On March 21, more than 50 students gathered in the middle of the night in Kingsmen Park to have some child-like fun.
There were 576 glowing eggs hidden in all of the dark crevices that make up Kingsmen Park to be found by hopeful explorers. The eggs were filled with glow sticks, which made them easy to see in the dark, and of course they were also filled with a variety of candy.
This event, hosted by resident assistants, welcomed all students including commuters to join in the fun.
Sophomore Ricky Mendoza was in charge Saturday night as the excitement built and students stood on their toes as he counted down, “three, two, one, go!”
The event lasted about 20 minutes, which is understandable when you consider how many people were battling for eggs as fast as they could.
Mendoza, a RA in Mount Clef, had been planning this event to spread some Easter cheer before students leave for spring break.

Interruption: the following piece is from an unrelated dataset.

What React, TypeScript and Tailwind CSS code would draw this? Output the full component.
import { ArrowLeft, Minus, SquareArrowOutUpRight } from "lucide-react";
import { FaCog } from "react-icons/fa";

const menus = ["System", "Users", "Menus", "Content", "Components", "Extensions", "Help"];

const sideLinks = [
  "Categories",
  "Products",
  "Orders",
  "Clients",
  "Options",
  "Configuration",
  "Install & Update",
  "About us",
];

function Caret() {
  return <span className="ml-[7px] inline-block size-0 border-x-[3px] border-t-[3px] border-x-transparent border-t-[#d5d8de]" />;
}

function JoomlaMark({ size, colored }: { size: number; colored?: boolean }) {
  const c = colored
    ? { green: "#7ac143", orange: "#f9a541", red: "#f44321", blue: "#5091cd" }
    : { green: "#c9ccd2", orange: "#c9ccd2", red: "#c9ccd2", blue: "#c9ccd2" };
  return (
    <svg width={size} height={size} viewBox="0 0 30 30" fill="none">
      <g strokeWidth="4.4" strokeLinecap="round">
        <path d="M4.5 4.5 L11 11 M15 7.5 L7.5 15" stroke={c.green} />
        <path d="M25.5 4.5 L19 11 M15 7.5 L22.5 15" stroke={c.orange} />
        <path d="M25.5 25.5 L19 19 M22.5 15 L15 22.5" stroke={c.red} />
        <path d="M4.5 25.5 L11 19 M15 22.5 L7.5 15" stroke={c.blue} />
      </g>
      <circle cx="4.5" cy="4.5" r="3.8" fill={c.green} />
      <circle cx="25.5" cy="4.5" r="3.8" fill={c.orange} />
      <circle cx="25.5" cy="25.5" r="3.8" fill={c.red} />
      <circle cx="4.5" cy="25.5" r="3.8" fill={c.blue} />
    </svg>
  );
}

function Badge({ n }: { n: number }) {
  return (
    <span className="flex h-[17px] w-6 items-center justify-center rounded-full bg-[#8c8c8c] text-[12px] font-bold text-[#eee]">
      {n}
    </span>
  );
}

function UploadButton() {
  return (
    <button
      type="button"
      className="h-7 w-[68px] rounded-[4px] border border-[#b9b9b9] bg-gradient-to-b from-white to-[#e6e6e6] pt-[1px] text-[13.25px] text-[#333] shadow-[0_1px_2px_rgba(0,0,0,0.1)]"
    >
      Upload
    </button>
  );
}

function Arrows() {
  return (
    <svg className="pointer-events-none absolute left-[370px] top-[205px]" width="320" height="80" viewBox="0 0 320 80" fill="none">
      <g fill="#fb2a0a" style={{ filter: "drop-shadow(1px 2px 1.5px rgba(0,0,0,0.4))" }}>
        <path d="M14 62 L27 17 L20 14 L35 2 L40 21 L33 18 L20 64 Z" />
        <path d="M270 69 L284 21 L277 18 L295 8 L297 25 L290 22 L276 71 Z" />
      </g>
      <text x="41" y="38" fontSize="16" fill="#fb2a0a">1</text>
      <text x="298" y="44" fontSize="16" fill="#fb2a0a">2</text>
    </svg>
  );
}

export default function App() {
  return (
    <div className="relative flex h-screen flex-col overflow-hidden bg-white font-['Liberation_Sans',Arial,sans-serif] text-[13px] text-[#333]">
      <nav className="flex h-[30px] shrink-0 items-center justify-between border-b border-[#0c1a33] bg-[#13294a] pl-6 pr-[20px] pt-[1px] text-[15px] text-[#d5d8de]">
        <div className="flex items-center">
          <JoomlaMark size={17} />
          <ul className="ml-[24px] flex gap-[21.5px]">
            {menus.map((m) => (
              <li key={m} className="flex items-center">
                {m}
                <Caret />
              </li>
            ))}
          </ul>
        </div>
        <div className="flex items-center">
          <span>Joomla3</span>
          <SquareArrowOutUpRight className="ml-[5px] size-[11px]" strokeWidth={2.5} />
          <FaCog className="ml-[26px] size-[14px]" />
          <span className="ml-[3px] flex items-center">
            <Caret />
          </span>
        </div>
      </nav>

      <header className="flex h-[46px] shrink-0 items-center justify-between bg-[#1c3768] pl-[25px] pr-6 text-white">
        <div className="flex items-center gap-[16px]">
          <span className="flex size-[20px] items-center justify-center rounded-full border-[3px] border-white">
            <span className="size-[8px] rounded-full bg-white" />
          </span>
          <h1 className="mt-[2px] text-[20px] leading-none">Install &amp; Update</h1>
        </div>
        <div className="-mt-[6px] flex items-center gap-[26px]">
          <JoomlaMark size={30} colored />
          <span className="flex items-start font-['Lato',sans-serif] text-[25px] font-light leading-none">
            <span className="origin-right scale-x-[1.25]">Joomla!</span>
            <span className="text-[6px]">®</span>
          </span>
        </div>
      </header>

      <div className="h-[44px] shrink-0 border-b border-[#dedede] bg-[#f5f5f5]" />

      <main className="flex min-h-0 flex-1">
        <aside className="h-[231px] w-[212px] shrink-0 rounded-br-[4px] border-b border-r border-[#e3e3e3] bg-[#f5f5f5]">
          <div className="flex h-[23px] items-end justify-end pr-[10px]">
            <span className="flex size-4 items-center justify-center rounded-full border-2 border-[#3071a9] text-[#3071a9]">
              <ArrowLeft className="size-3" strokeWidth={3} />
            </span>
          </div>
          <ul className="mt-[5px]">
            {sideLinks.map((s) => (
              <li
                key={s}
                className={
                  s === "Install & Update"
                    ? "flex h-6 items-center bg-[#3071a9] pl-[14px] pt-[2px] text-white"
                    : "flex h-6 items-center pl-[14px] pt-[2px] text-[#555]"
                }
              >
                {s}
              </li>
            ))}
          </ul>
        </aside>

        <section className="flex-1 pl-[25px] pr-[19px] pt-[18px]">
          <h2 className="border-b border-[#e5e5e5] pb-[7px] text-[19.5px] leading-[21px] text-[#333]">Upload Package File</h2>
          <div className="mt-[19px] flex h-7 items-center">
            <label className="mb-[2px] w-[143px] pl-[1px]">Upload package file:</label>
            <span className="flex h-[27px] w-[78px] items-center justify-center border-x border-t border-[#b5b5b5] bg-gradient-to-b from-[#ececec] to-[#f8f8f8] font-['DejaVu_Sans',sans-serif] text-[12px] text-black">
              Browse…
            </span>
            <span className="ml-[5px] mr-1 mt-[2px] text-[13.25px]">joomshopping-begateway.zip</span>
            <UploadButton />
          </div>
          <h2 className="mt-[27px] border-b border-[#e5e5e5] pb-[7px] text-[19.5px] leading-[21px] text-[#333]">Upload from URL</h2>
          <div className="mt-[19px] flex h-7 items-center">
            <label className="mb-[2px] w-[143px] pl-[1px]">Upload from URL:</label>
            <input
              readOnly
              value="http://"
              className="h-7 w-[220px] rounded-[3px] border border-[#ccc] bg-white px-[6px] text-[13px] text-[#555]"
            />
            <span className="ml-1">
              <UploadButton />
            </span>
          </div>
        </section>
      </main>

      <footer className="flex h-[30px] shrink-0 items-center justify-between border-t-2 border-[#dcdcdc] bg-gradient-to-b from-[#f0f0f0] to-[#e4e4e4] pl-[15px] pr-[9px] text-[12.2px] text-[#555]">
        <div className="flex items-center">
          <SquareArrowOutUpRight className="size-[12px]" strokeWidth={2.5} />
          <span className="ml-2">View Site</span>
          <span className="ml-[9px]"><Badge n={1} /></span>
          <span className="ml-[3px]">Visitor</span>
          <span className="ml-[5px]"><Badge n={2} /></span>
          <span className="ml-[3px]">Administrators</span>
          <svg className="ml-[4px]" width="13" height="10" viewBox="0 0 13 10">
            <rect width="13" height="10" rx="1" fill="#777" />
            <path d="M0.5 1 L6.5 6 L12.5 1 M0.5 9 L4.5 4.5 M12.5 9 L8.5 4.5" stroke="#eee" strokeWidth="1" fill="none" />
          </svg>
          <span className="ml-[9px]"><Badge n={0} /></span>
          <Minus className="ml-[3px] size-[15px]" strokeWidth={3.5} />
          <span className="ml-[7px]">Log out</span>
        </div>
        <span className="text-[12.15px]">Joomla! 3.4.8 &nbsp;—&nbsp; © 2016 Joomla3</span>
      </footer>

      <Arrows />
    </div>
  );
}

The second the students were given permission they all sprinted in different directions to snatch up as many glow-in-the-dark eggs as they could.
Mendoza said this was a great way for students to interact with one another. This was just some good, old-fashioned, childhood fun everyone could enjoy.
“One of the things that I look forward to in college is acting like a kid again, just having fun no matter what,” Mendoza said.
Acting like a kid is exactly the tone that was set for this activity. All who participated did so with smiles and laughter.
Fellow RA and junior Jamell Dorton came out to support his peers. Dorton said RAs enjoy supporting each other at the various events they put on, but they also enjoy the fun that comes with it.
“I’m proud of Ricky [Mendoza] for doing what he wants to do and for spreading his love towards the entire campus. It’s really great that he made this an all-campus event,” Dorton said.
Freshman Samantha Schindler joined in on the fun as well. She said she comes to RA sponsored events when she can as long as it sounds fun and it interests her.
“It looked like fun. I mean glow-in-the-dark eggs in the park. How many times can you say you went glow-in-the-dark Easter egg hunting for free?” Schindler said.
While a glow-in-the-dark Easter egg hunt looks like fun and games, there are some definite strategies one must consider in order to thrive at this type of game.
“Run faster than everyone else and scope everything out before they start,” Schindler said.
Mendoza also had some advice for future glow-in-the-dark egg hunters.
“In hunting these eggs you got to keep them eyes sharp. Maybe prepare your eyes before in your room, just keep in a dark area,” Mendoza said.
No matter how prosperous student participants were Saturday night, it is safe to say everyone had fun reliving childhood memories with new friends. And if they did not capture as many eggs as planned, the good news is that they have a whole year to take the advice of Schindler and Mendoza and practice, or just go out and buy some night vision goggles.